Jarosław Stępień przestał być trenerem Granitu. Nazwisko nowego szkoleniowca powinniśmy poznać w przyszłym tygodniu
33-latek w klubie był nie tylko trenerem, ale również jego czołowym zawodnikiem. W ostatnim sezonie zdobył aż 14 bramek i zaliczył 12 asyst. – W Bychawie spędziłem w sumie siedem pięknych lat. Przez pięć sezonów prowadziłem Granit jako trener i nie mam sobie nic do zarzucenia. Uważam, że w ostatnich dwóch latach osiągnąłem z tym zespołem bardzo dobre wyniki. Ósme miejsce, które zajęliśmy w minionym sezonie to maksimum możliwości tej drużyny – mówi Jarosław Stępień. – Trzeba pamiętać, że dysponowaliśmy bardzo wąską kadrą, a grę zespołu ciągnęło kilku doświadczonych graczy – dodaje Krystian Sobkowicz, kapitan Granitu
Waz ze szkoleniowcem klub może opuścić kilku zawodników. – Na razie wiem tylko, że zespół opuścić ma Sylwester Lis, który chce zakończyć karierę – mówi Jacek Ozimek, prezes Granitu. Nieoficjalnie mówi się jednak, że nowych pracodawców mogą znaleźć inni doświadczeni gracze, w tym Grzegorz Pietrzak i Krystian Sobkowicz. – Granitowi życzę jak najlepiej, bo spędziłem tam wspaniały okres. Boję się jednak, że bez wzmocnień ten klub będzie skazany na walkę o utrzymanie – dodaje Stępień.

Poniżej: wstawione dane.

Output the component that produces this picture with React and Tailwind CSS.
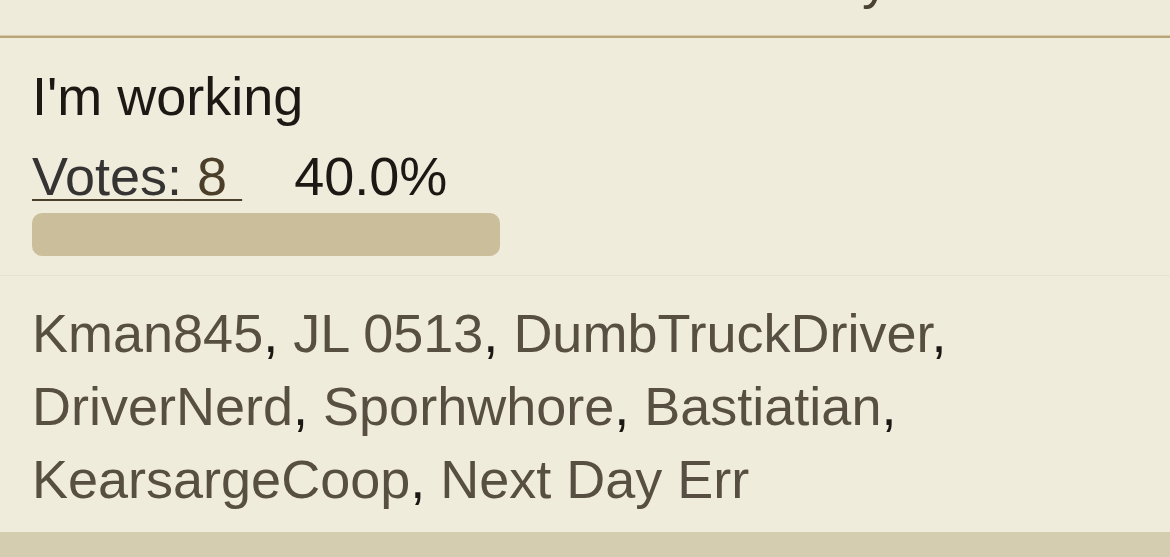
// Poll option row: answer text, vote count with share, bar and voter list
const voters = [
  "Kman845",
  "JL 0513",
  "DumbTruckDriver",
  "DriverNerd",
  "Sporhwhore",
  "Bastiatian",
  "KearsargeCoop",
  "Next Day Err",
];

const App = () => {
  return (
    <div
      className="w-[1170px] h-[557px] overflow-hidden bg-[#f0ecdc] flex flex-col"
      style={{ fontFamily: '"Liberation Sans", Arial, sans-serif' }}
    >
      {/* tail of the previous row, cut off above */}
      <div className="h-[35px] overflow-hidden bg-[#efebdb]">
        <div className="pl-[862px] -mt-[48px] text-[54px] leading-none text-[#4a4233]">
          y
        </div>
      </div>
      <div className="h-px bg-[#d6caa7]" />
      <div className="h-[2px] bg-[#b8a67b]" />

      {/* option */}
      <div className="px-8 pt-[22px] pb-[19px]">
        <p className="text-[54px] leading-[73px] text-[#1c1915]">I'm working</p>
        <div className="mt-[7px] text-[54px] leading-[73px] text-[#1c1915]">
          <a className="text-[#4b3f2a] underline decoration-2 underline-offset-4">
            <span className="text-[#353433]">Votes:</span> 8&nbsp;
          </a>
          <span className="ml-[52px]">40.0%</span>
        </div>
        <div className="w-[468px] h-[43px] rounded-[10px] bg-[#cbbe9b]" />
      </div>
      <div className="h-px bg-[#e8e3d1]" />

      {/* who voted */}
      <div className="px-8 pt-[21px] pb-[16px] text-[54px] leading-[73px] text-[#1c1915] pr-[200px]">
        {voters.map((name, i) => (
          <span key={name}>
            <a className="text-[#574f41]">{name}</a>
            {i < voters.length - 1 ? ", " : ""}
          </span>
        ))}
      </div>

      <div className="flex-1 bg-[#d5cdb0]" />
    </div>
  );
};

export default App;
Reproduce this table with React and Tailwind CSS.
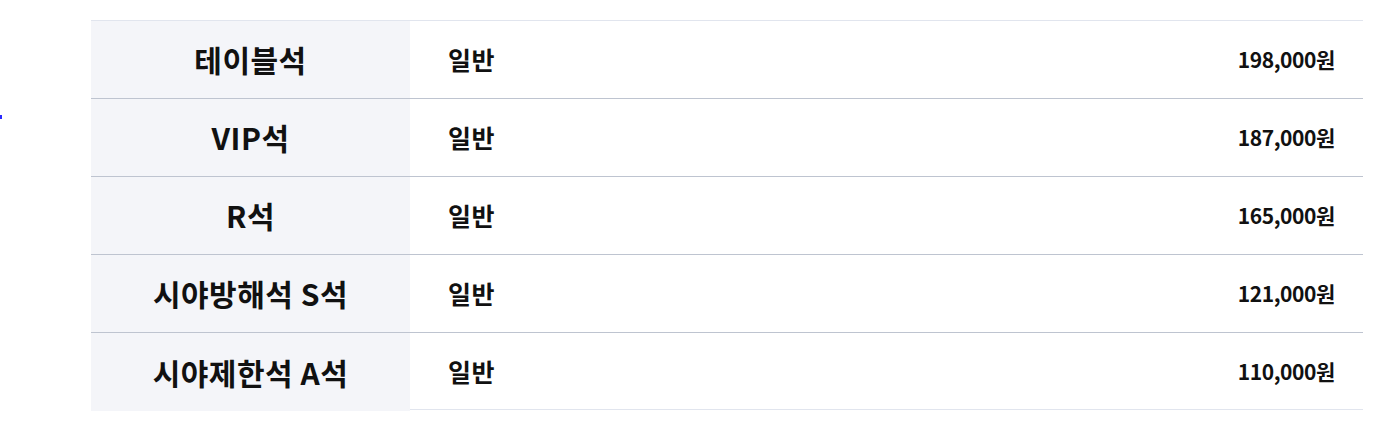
import React from 'react';

const rows = [
  { seat: '테이블석', type: '일반', price: '198,000원' },
  { seat: 'VIP석', type: '일반', price: '187,000원' },
  { seat: 'R석', type: '일반', price: '165,000원' },
  { seat: '시야방해석 S석', type: '일반', price: '121,000원' },
  { seat: '시야제한석 A석', type: '일반', price: '110,000원' },
];

export default function App() {
  return (
    <div
      className="flex bg-white w-[1373px] h-[431px]"
      style={{ fontFamily: '"Noto Sans CJK KR", "Noto Sans", sans-serif' }}
    >
      <div className="w-[91px] shrink-0 pt-[115px]">
        <div className="w-[2px] h-[4px] bg-[#2a2aff]" />
      </div>
      <div className="mt-[20px] w-[1272px] h-[390px] border-t border-b border-[#e1e5ee]">
        {rows.map((r, i) => (
          <div
            key={r.seat}
            className={
              'flex h-[78px] ' +
              (i < rows.length - 1 ? 'border-b border-[#bec4d0]' : '')
            }
          >
            <div className="w-[319px] shrink-0 bg-[#f4f5f9] flex items-center justify-center text-[30px] tracking-[0.5px] font-bold text-[#111]">
              {r.seat}
            </div>
            <div className="flex-1 flex items-center pl-[38px] text-[25px] tracking-[0.5px] font-bold text-[#111]">
              {r.type}
            </div>
            <div className="flex items-center pr-[28px] text-[21px] tracking-[-0.4px] font-bold text-[#111]">
              {r.price}
            </div>
          </div>
        ))}
      </div>
    </div>
  );
}
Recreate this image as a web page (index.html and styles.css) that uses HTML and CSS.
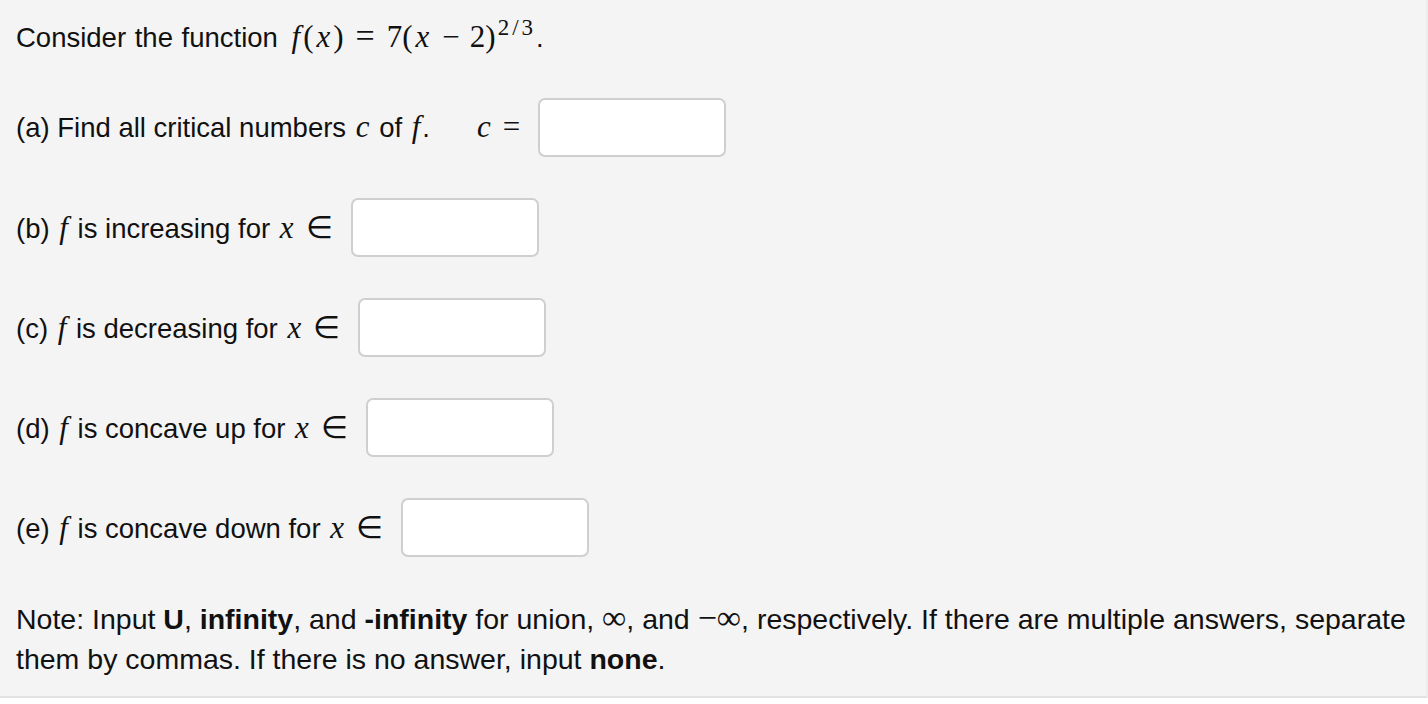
FILE: index.html
```html
<!DOCTYPE html>
<html>
<head>
<meta charset="utf-8">
<link rel="stylesheet" href="styles.css">
</head>
<body>
<div class="problem">
  <p class="intro">Consider the function <span class="m fn"><i>f</i>(<i>x</i>)<span class="rel">=</span>7(<i>x</i><span class="bin">−</span>2)<sup>2/3</sup></span>.</p>

  <div class="row">
    <span class="lbl">(a) Find all critical numbers <span class="m"><i>c</i></span> of <span class="m"><i>f</i></span>.</span>
    <span class="m eq"><i>c</i><span class="rel last">=</span></span>
    <span class="box"></span>
  </div>

  <div class="row">
    <span class="lbl">(b) <span class="m"><i>f</i></span> is increasing for <span class="m"><i>x</i><span class="rel last">∈</span></span></span>
    <span class="box"></span>
  </div>

  <div class="row">
    <span class="lbl">(c) <span class="m"><i>f</i></span> is decreasing for <span class="m"><i>x</i><span class="rel last">∈</span></span></span>
    <span class="box"></span>
  </div>

  <div class="row">
    <span class="lbl">(d) <span class="m"><i>f</i></span> is concave up for <span class="m"><i>x</i><span class="rel last">∈</span></span></span>
    <span class="box"></span>
  </div>

  <div class="row">
    <span class="lbl">(e) <span class="m"><i>f</i></span> is concave down for <span class="m"><i>x</i><span class="rel last">∈</span></span></span>
    <span class="box"></span>
  </div>

  <p class="note">Note: Input <b>U</b>, <b>infinity</b>, and <b>-infinity</b> for union, <span class="m inf">∞</span>, and <span class="m inf">−∞</span>, respectively. If there are multiple answers, separate them by commas. If there is no answer, input <b>none</b>.</p>
</div>
</body>
</html>
```

FILE: styles.css
```css
html, body {
  margin: 0;
  padding: 0;
  background: #ffffff;
}

.problem {
  background: #f4f4f4;
  border-bottom: 2px solid #e2e2e2;
  border-right: 2px solid #ececec;
  padding: 0 14px 16px 16px;
  font-family: "Liberation Sans", Arial, sans-serif;
  font-size: 27.5px;
  color: #111;
  height: 680px;
}

.intro {
  margin: 0;
  height: 77px;
  line-height: 74px;
  word-spacing: 1px;
}

.m {
  font-family: "Liberation Serif", "Times New Roman", serif;
  font-size: 31px;
  word-spacing: 0;
}

.m i {
  font-style: italic;
  padding: 0 2px;
}

.fn {
  margin-left: 2px;
}

.fn i {
  padding: 0 3px;
}

.fn .rel {
  padding: 0 12px;
  font-size: 34px;
  line-height: 0;
}

.rel {
  font-style: normal;
  padding: 0 10px;
}

.bin {
  padding: 0 10px;
}

.rel.last {
  padding-right: 0;
  padding-left: 10px;
}

sup {
  font-size: 23px;
  vertical-align: 12px;
  line-height: 0;
  padding-left: 2px;
  letter-spacing: 3px;
}

.row {
  display: flex;
  align-items: center;
  height: 100px;
  gap: 18px;
}

.eq {
  margin-left: 27px;
}

.box {
  width: 184px;
  height: 55px;
  border: 2px solid #cfcfcf;
  border-radius: 7px;
  background: #fff;
}

.note {
  margin: 22px 0 0 0;
  font-size: 28.5px;
  line-height: 40px;
}

.note .inf {
  font-size: 34px;
  line-height: 0;
}

.note b {
  font-weight: bold;
}
```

Nazwisko nowego szkoleniowca poznamy najprawdopodobniej w przyszłym tygodniu. – Szukamy głównie wśród lubelskich szkoleniowców. Chcemy spróbować czegoś nowego i liczymy, że wyjdzie to nam na dobre. Pragniemy grać o jak najwyższe cele, włącznie z awansem do IV ligi. Trenerowi Stępniowi życzymy wszystkiego najlepszego. Rozstaliśmy się w zgodzie i w przyszłości może będzie nam dane jeszcze razem współpracować – kończ Ozimek.